Electronic Structure and Film Morphology Studies of PTCDI on Metal/Semiconductor Surfaces

Abstract: Organic semiconductors have received increasing attention over the last decades as potential alternatives for inorganic semiconductors. The properties of these films are highly dependent on their structural order. Of special interest is the interface between the film and its substrate, since the structure of the interface and the first few layers decide the growth of the rest of the film. The interface structure is determined by the substrate/molecule interactions, the intermolecular interactions and the growth conditions.In this thesis, thin films of the organic semiconductor PTCDI have been studied using complementary microscopy and spectroscopy techniques on two metal-induced surface reconstructions, Ag/Si(111)-√3×√3 and Sn/Si(111)-2√3×2√3. These surfaces were chosen because they have different reactivities and surface periodicities.

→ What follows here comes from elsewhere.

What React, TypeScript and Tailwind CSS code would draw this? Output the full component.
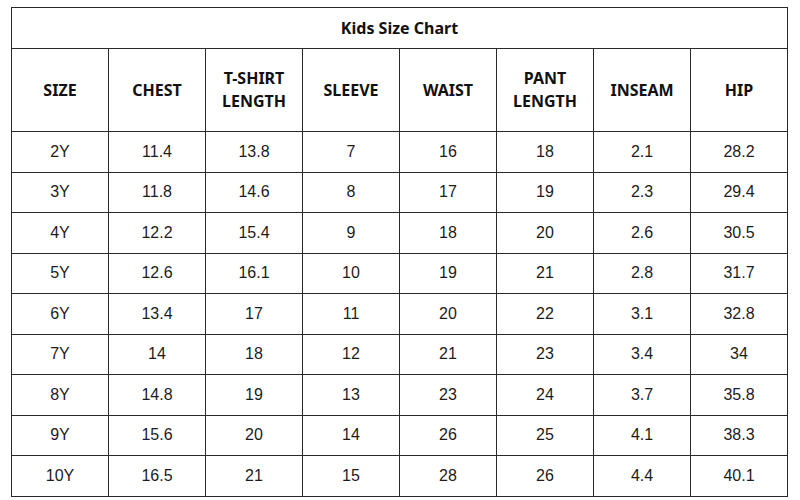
const headers = ["SIZE", "CHEST", "T-SHIRT LENGTH", "SLEEVE", "WAIST", "PANT LENGTH", "INSEAM", "HIP"];

const rows = [
  ["2Y", "11.4", "13.8", "7", "16", "18", "2.1", "28.2"],
  ["3Y", "11.8", "14.6", "8", "17", "19", "2.3", "29.4"],
  ["4Y", "12.2", "15.4", "9", "18", "20", "2.6", "30.5"],
  ["5Y", "12.6", "16.1", "10", "19", "21", "2.8", "31.7"],
  ["6Y", "13.4", "17", "11", "20", "22", "3.1", "32.8"],
  ["7Y", "14", "18", "12", "21", "23", "3.4", "34"],
  ["8Y", "14.8", "19", "13", "23", "24", "3.7", "35.8"],
  ["9Y", "15.6", "20", "14", "26", "25", "4.1", "38.3"],
  ["10Y", "16.5", "21", "15", "28", "26", "4.4", "40.1"],
];

export default function App() {
  return (
    <div
      className="w-[800px] h-[500px] bg-white pl-[11px] pt-[7px]"
      style={{ fontFamily: '"Noto Sans", "Open Sans", sans-serif' }}
    >
      <table className="w-[777px] border-collapse table-fixed text-[#111]">
        <thead>
          <tr className="h-[41px]">
            <th colSpan={8} className="border border-[#2a2a2a] text-[16px] font-bold">
              Kids Size Chart
            </th>
          </tr>
          <tr className="h-[83px]">
            {headers.map((h) => (
              <th
                key={h}
                className="border border-[#2a2a2a] text-[16px] font-bold leading-[23px] px-3"
              >
                {h}
              </th>
            ))}
          </tr>
        </thead>
        <tbody className="font-['Liberation_Sans',Arial,sans-serif]">
          {rows.map((r) => (
            <tr key={r[0]} className="h-[40.5px]">
              {r.map((c, i) => (
                <td
                  key={i}
                  className="border border-[#2a2a2a] text-center text-[16px] text-[#1c1c1c]"
                >
                  {c}
                </td>
              ))}
            </tr>
          ))}
        </tbody>
      </table>
    </div>
  );
}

On the weakly interacting Ag-terminated surface, the film growth is mainly governed by the intermolecular interactions. This leads to well-ordered films that grow layer-by-layer. The interaction with the substrate is through electron charge transfer to the molecules from the substrate. This results in two different types of molecules with different electronic structure, which are identified using both STM images and PES spectra. On the more strongly interacting Sn-terminated surface the molecules adsorb in specific adsorption geometries and form 1D rows. At around 0.5 ML coverage the rows also interact with each other and form a 4√3×2√3 reconstruction and beyond one ML coverage the growth is characterized as island growth. The interaction with the substrate is mainly due to heavy electron charge transfer from the Sn atoms in the substrate to the C atoms in the imide group, but also the N atoms and the perylene core in PTCDI are involved. In these systems, the interactions with the surfaces result in new states inside the HOMO-LUMO gap, and the intermolecular interactions are dominated by O···H and O···H-N hydrogen bondings.